I’ve always been a no screen mom.
Having spent my time trying to pry an ex husband from his Xbox and bribing my older teens to leave the pc or tv and get outside, I’m not a fan of too much technology. I’ve never played an Xbox, Wii, PlayStation or game on my phone or the pc. I also don’t watch tv.
So, it was only natural with little bear that i wasn’t going to allow screen time of any kind .
Who was I kidding ? With teen siblings and a mom who works online I feel I failed before starting 🙈
I’m not even sure I was that amazed at myself when I downloaded his first Ficher Price Apps onto my tab. As an educator I know how influential screen time can be if it’s used correctly.

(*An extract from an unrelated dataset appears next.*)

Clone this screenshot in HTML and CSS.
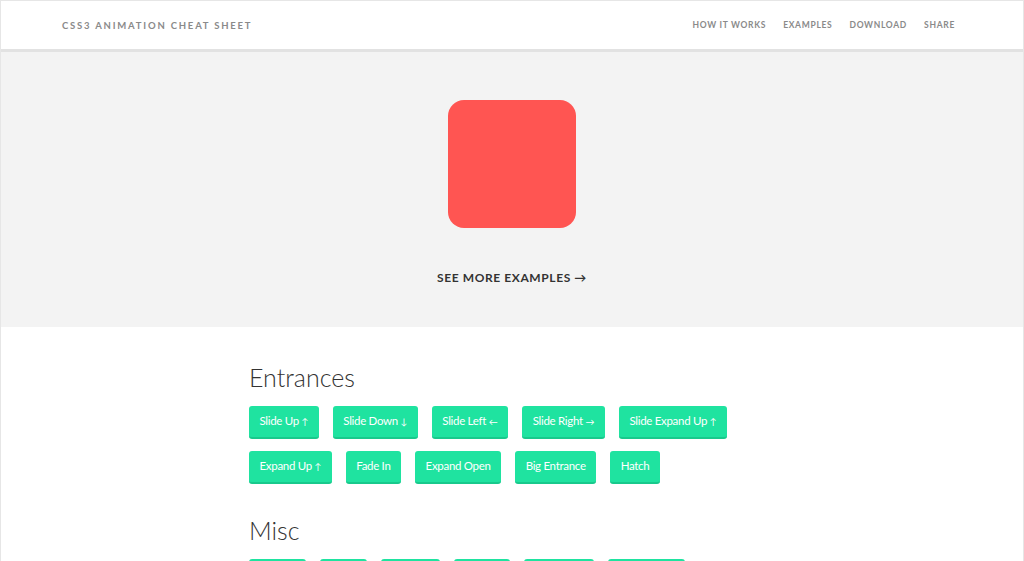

15 months later , little bear has inherited my tab which he now uses himself, can navigate the tv remote, poses for selfies on my phone and loves watching Barney on YouTube.
Giant parent fail!
But then I sat with a mommy friend the other day and explained how my thinking had changed since I had little bear.
It wasn’t so much about taking these technology items, that form most of our daily lives out of his life, but to expose him to a diverse world and put healthy boundaries in place to teach him balance.
They don’t make this parenting gig easy do they 😣
So how do we do this ?
For me it’s to allow him access and teach him how to use the technology around him but to also show him all the amazing things to do that don’t require a device or app, so that he doesn’t rely on technology to entertain him.
To take him outside as much as I can so that he learns to live the natural world and becomes curious enough to explore the places and things he doesnt know about.
To develop his love of reading so he readily turns to a book to fuel his imagination and to encourage his creativity so that his hands always have something to do.
If we have spent our day learning at school, playing outside, riding our bikes, helping mom cook, ect then a bit of tv or a game on the tab for a half hour is a healthy balance.
He won’t be the child who gets an iPhone at 5 or the the poor boy being babysat by the tv. He wont be the kid handed a tab at the restaurant table so that his parents don’t need to entertain or interact with him.
But if i want him to live like this I need to help him find his balance and set an example.
I also need to acknowledge that the world won’t stand still because I might want it to and that one day he will need the skills to navigate technology at school and work .
It’s my responsibility to help build these skills and encourage his growth.